R - La césure qui s'est produite alors a provoqué un séisme mondial qui a relativisé la taille et la place de la Russie, des Etats-Unis, et de la plupart des pays en Europe. Personne ne conteste que l'Allemagne y a retrouvé un poids central. Mais arrêtons, en France, de passer d'une peur à l'autre. Il fut un temps où l'on redoutait la finlandisation de l'Allemagne puis, dans les années 90, la "grande Allemagne" était de retour et l'on craint désormais le nationalisme allemand.
Q - La question est plutôt de l'utilité pour l'Allemagne de jouer le jeu de l'Europe.
R - Les dirigeants de la nouvelle coalition viennent de faire un choix très important : ils ont décidé de faire de l'Allemagne la locomotive de la croissance en Europe au cours des prochaines années, en poursuivant la politique de relance économique. Nous ne pouvons que nous en réjouir car ce sont les choix que nous avons faits pour la France. L'Allemagne aurait pu imposer, de facto, une cure d'austérité à toute l'Europe.

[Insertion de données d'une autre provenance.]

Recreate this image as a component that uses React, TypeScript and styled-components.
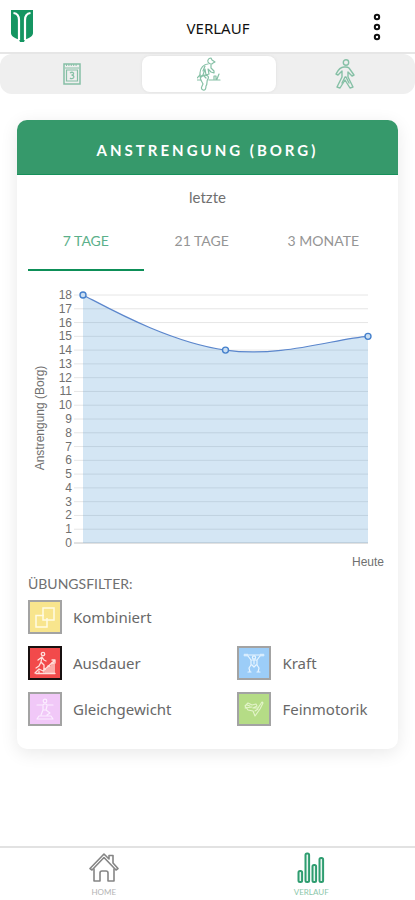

Nous avons devant nous un immense défi : au premier janvier, l'Union européenne disposera de nouvelles institutions et devra répondre à une demi-douzaine de problèmes urgents ; la sortie de crise, la politique de l'énergie, l'immigration, la sécurité et l'environnement. Réussira-t-on à catalyser les énergies des deux plus grands pays en Europe et à la mettre au service de l'Europe dans le monde ? L'Europe existera t-elle au XXIème siècle comme l'un des grands pôles de puissance de cette planète ou s'installera -t-elle dans le sillage d'un "G2" américano-chinois ?
Q - Dans cette vision plutôt intergouvernementale de l'Europe, quel rôle attribuez-vous à la Commission européenne ?
R - Il n'est écrit nulle part que la Commission était le gouvernement de l'Europe. La réalité d'aujourd'hui c'est que c'est une institution qui pense l'Europe, qui agit pour l'Europe, ce qui est utile, et elle pèse de tout son poids quand les Etats ne sont pas d'accord. Quand la Commission Barroso propose des mesures à prendre lorsque les coupures de gaz russe risquent d'entraîner des pénuries en Europe, ce qui est une bonne chose. Mais quand elle prend des sanctions beaucoup trop dures pour des pratiques anticoncurrentielles comme les aides d'Etat illégales, je pense qu'on doit revenir à des choses raisonnables. Il est indispensable de mettre en oeuvre une meilleure concurrence sur le marché intérieur européen, mais il ne faut pas non plus fragiliser les industriels européens face à des géants étrangers, chinois et indiens notamment. Je pense donc qu'en amont la Commission et les Etats membres devraient davantage travailler ensemble. Il y a eu dans le passé des dérives idéologiques qui ne doivent plus se reproduire.
Q - Vous niez qu'elle défende les intérêts de l'Europe ?
R - Je dis simplement que sa politique est parfois ambiguë. Prenons l'exemple de la taxe carbone aux frontières : on soupçonne la France de protectionnisme parce qu'elle refuse que les sociétés européennes soient davantage pénalisées que les autres qui auraient refusé toute contrainte sur les émissions de CO2. Si l'on veut que les négociations sur le climat avancent, il faut poser des conditions et proposer des pénalités, dans le cas où aucun accord ne serait trouvé avec les pays émergents. Dans la crise du lait, j'ai été également frappé par la première réaction de la Commission aux demandes du ministre de l'Agriculture, Bruno Le Maire, en faveur de meilleures aides de soutien aux producteurs. Soit on laisse le marché fonctionner tout seul et on débouche sur un désastre pour le secteur comme pour les consommateurs. Soit on maintient un filet de protection utilisable en cas de crise, comme c'est la philosophie d'origine de la Politique agricole commune. Toutes ces questions se posent et exigent, à mon avis, une meilleure concertation avec la Commission.